> [SUPPLIED MATERIAL]
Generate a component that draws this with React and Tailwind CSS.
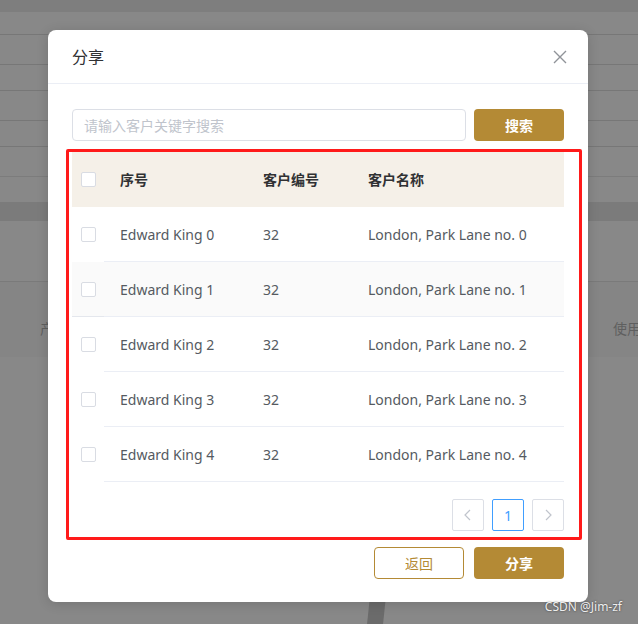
import React from 'react';

const font = { fontFamily: '"Noto Sans", "Noto Sans CJK SC", sans-serif' };

const rows = [0, 1, 2, 3, 4].map((i) => ({
  name: `Edward King ${i}`,
  code: '32',
  address: `London, Park Lane no. ${i}`,
}));

// Checkbox square
const Check = () => (
  <span className="block w-[15px] h-[15px] rounded-[2px] border border-[#d9dce3] bg-white" />
);

// Gray page behind the overlay
const Backdrop = () => (
  <div className="flex flex-col w-full">
    <div className="h-[12px] bg-[#7e7e7e]" />
    <div className="h-[23px] border-b border-[#777]" />
    <div className="h-[30px] border-b border-[#777]" />
    <div className="h-[26px] border-b border-[#777]" />
    <div className="h-[30px] border-b border-[#777]" />
    <div className="h-[26px] border-b border-[#777]" />
    <div className="h-[30px] border-b border-[#7c7c7c]" />
    <div className="h-[25px]" />
    <div className="h-[19px] bg-[#7b7b7b]" />
    <div className="h-[61px] border-b border-[#7a7a7a]" />
    <div className="h-[75px] bg-[#858585] flex items-center justify-between pl-[40px] text-[14px] text-[#5f5f5f] pt-[18px]">
      <span>产</span>
      <span className="-mr-[3px]">使用</span>
    </div>
  </div>
);

const App = () => (
  <div className="relative w-[638px] h-[624px] overflow-hidden bg-[#888888]" style={font}>
    <Backdrop />
    <div className="absolute left-[368px] top-[600px] w-[16px] h-[30px] bg-[#6b6b6b] -skew-x-6" />

    {/* Dialog */}
    <div className="absolute left-[48px] top-[30px] w-[540px] h-[572px] bg-white rounded-[8px] shadow-[0_2px_12px_rgba(0,0,0,0.15)] flex flex-col">
      <div className="h-[54px] shrink-0 flex items-center justify-between pl-[24px] pr-[20px] border-b border-[#ebeef5]">
        <span className="text-[16px] text-[#303133]">分享</span>
        <svg width="16" height="16" viewBox="0 0 16 16" className="text-[#909399]">
          <path d="M2 2 L14 14 M14 2 L2 14" stroke="currentColor" strokeWidth="1.4" fill="none" />
        </svg>
      </div>

      <div className="flex flex-col px-[24px] pt-[25px]">
        <div className="flex gap-[8px]">
          <div className="flex-1 h-[32px] border border-[#dcdfe6] rounded-[4px] flex items-center px-[11px] text-[14px] text-[#c0c4cc]">
            请输入客户关键字搜索
          </div>
          <button className="w-[90px] h-[32px] rounded-[4px] bg-[#b48a35] text-white text-[14px] font-semibold">
            搜索
          </button>
        </div>

        {/* Table */}
        <div className="mt-[11px] flex flex-col text-[14px]">
          <div className="grid grid-cols-[32px_143px_105px_1fr] h-[55px] items-center bg-[#f5f0e8] text-[#303133] font-semibold">
            <div className="flex justify-center"><Check /></div>
            <div className="pl-[16px]">序号</div>
            <div className="pl-[16px]">客户编号</div>
            <div className="pl-[16px]">客户名称</div>
          </div>
          {rows.map((r, i) => (
            <div
              key={i}
              className={`grid grid-cols-[32px_143px_105px_1fr] h-[55px] text-[#555a61] ${i === 1 ? 'bg-[#fafafa]' : 'bg-white'}`}
            >
              <div className={`flex items-center justify-center ${i === 1 ? 'border-b border-[#e4e7ed]' : ''}`}>
                <Check />
              </div>
              <div className="col-span-3 grid grid-cols-[143px_105px_1fr] items-center border-b border-[#ebeef5]">
                <div className="pl-[16px]">{r.name}</div>
                <div className="pl-[16px]">{r.code}</div>
                <div className="pl-[16px]">{r.address}</div>
              </div>
            </div>
          ))}
        </div>

        {/* Pagination */}
        <div className="flex justify-end gap-[8px] mt-[17px]">
          <div className="w-[32px] h-[32px] border border-[#dcdfe6] rounded-[2px] flex items-center justify-center text-[#c0c4cc]">
            <svg width="10" height="12" viewBox="0 0 10 12"><path d="M7 1 L2 6 L7 11" stroke="currentColor" strokeWidth="1.2" fill="none" /></svg>
          </div>
          <div className="w-[32px] h-[32px] border border-[#409eff] rounded-[2px] flex items-center justify-center text-[#409eff] text-[14px]">
            1
          </div>
          <div className="w-[32px] h-[32px] border border-[#dcdfe6] rounded-[2px] flex items-center justify-center text-[#c0c4cc]">
            <svg width="10" height="12" viewBox="0 0 10 12"><path d="M3 1 L8 6 L3 11" stroke="currentColor" strokeWidth="1.2" fill="none" /></svg>
          </div>
        </div>

        {/* Footer */}
        <div className="flex justify-end gap-[10px] mt-[16px]">
          <button className="w-[90px] h-[32px] rounded-[4px] border border-[#b48a35] bg-white text-[#b48a35] text-[14px]">
            返回
          </button>
          <button className="w-[90px] h-[32px] rounded-[4px] bg-[#b48a35] text-white text-[14px] font-semibold">
            分享
          </button>
        </div>
      </div>

      {/* red annotation box */}
      <div className="absolute left-[18px] top-[119px] w-[516px] h-[391px] border-[3px] border-[#ff1a1a] rounded-[2px] pointer-events-none" />
    </div>

    <div className="absolute right-[16px] bottom-[8px] text-[12px] text-[#eeeeee] [text-shadow:0_0_2px_rgba(0,0,0,0.6)]">
      CSDN @Jim-zf
    </div>
  </div>
);

export default App;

> [GOAL]
Reproduce the material above in full, exactly, with no images.

> [WRITTEN SOLUTION]
Generate a component that draws this with React and Tailwind CSS.
import React from 'react';

const font = { fontFamily: '"Noto Sans", "Noto Sans CJK SC", sans-serif' };

const rows = [0, 1, 2, 3, 4].map((i) => ({
  name: `Edward King ${i}`,
  code: '32',
  address: `London, Park Lane no. ${i}`,
}));

// Checkbox square
const Check = () => (
  <span className="block w-[15px] h-[15px] rounded-[2px] border border-[#d9dce3] bg-white" />
);

// Gray page behind the overlay
const Backdrop = () => (
  <div className="flex flex-col w-full">
    <div className="h-[12px] bg-[#7e7e7e]" />
    <div className="h-[23px] border-b border-[#777]" />
    <div className="h-[30px] border-b border-[#777]" />
    <div className="h-[26px] border-b border-[#777]" />
    <div className="h-[30px] border-b border-[#777]" />
    <div className="h-[26px] border-b border-[#777]" />
    <div className="h-[30px] border-b border-[#7c7c7c]" />
    <div className="h-[25px]" />
    <div className="h-[19px] bg-[#7b7b7b]" />
    <div className="h-[61px] border-b border-[#7a7a7a]" />
    <div className="h-[75px] bg-[#858585] flex items-center justify-between pl-[40px] text-[14px] text-[#5f5f5f] pt-[18px]">
      <span>产</span>
      <span className="-mr-[3px]">使用</span>
    </div>
  </div>
);

const App = () => (
  <div className="relative w-[638px] h-[624px] overflow-hidden bg-[#888888]" style={font}>
    <Backdrop />
    <div className="absolute left-[368px] top-[600px] w-[16px] h-[30px] bg-[#6b6b6b] -skew-x-6" />

    {/* Dialog */}
    <div className="absolute left-[48px] top-[30px] w-[540px] h-[572px] bg-white rounded-[8px] shadow-[0_2px_12px_rgba(0,0,0,0.15)] flex flex-col">
      <div className="h-[54px] shrink-0 flex items-center justify-between pl-[24px] pr-[20px] border-b border-[#ebeef5]">
        <span className="text-[16px] text-[#303133]">分享</span>
        <svg width="16" height="16" viewBox="0 0 16 16" className="text-[#909399]">
          <path d="M2 2 L14 14 M14 2 L2 14" stroke="currentColor" strokeWidth="1.4" fill="none" />
        </svg>
      </div>

      <div className="flex flex-col px-[24px] pt-[25px]">
        <div className="flex gap-[8px]">
          <div className="flex-1 h-[32px] border border-[#dcdfe6] rounded-[4px] flex items-center px-[11px] text-[14px] text-[#c0c4cc]">
            请输入客户关键字搜索
          </div>
          <button className="w-[90px] h-[32px] rounded-[4px] bg-[#b48a35] text-white text-[14px] font-semibold">
            搜索
          </button>
        </div>

        {/* Table */}
        <div className="mt-[11px] flex flex-col text-[14px]">
          <div className="grid grid-cols-[32px_143px_105px_1fr] h-[55px] items-center bg-[#f5f0e8] text-[#303133] font-semibold">
            <div className="flex justify-center"><Check /></div>
            <div className="pl-[16px]">序号</div>
            <div className="pl-[16px]">客户编号</div>
            <div className="pl-[16px]">客户名称</div>
          </div>
          {rows.map((r, i) => (
            <div
              key={i}
              className={`grid grid-cols-[32px_143px_105px_1fr] h-[55px] text-[#555a61] ${i === 1 ? 'bg-[#fafafa]' : 'bg-white'}`}
            >
              <div className={`flex items-center justify-center ${i === 1 ? 'border-b border-[#e4e7ed]' : ''}`}>
                <Check />
              </div>
              <div className="col-span-3 grid grid-cols-[143px_105px_1fr] items-center border-b border-[#ebeef5]">
                <div className="pl-[16px]">{r.name}</div>
                <div className="pl-[16px]">{r.code}</div>
                <div className="pl-[16px]">{r.address}</div>
              </div>
            </div>
          ))}
        </div>

        {/* Pagination */}
        <div className="flex justify-end gap-[8px] mt-[17px]">
          <div className="w-[32px] h-[32px] border border-[#dcdfe6] rounded-[2px] flex items-center justify-center text-[#c0c4cc]">
            <svg width="10" height="12" viewBox="0 0 10 12"><path d="M7 1 L2 6 L7 11" stroke="currentColor" strokeWidth="1.2" fill="none" /></svg>
          </div>
          <div className="w-[32px] h-[32px] border border-[#409eff] rounded-[2px] flex items-center justify-center text-[#409eff] text-[14px]">
            1
          </div>
          <div className="w-[32px] h-[32px] border border-[#dcdfe6] rounded-[2px] flex items-center justify-center text-[#c0c4cc]">
            <svg width="10" height="12" viewBox="0 0 10 12"><path d="M3 1 L8 6 L3 11" stroke="currentColor" strokeWidth="1.2" fill="none" /></svg>
          </div>
        </div>

        {/* Footer */}
        <div className="flex justify-end gap-[10px] mt-[16px]">
          <button className="w-[90px] h-[32px] rounded-[4px] border border-[#b48a35] bg-white text-[#b48a35] text-[14px]">
            返回
          </button>
          <button className="w-[90px] h-[32px] rounded-[4px] bg-[#b48a35] text-white text-[14px] font-semibold">
            分享
          </button>
        </div>
      </div>

      {/* red annotation box */}
      <div className="absolute left-[18px] top-[119px] w-[516px] h-[391px] border-[3px] border-[#ff1a1a] rounded-[2px] pointer-events-none" />
    </div>

    <div className="absolute right-[16px] bottom-[8px] text-[12px] text-[#eeeeee] [text-shadow:0_0_2px_rgba(0,0,0,0.6)]">
      CSDN @Jim-zf
    </div>
  </div>
);

export default App;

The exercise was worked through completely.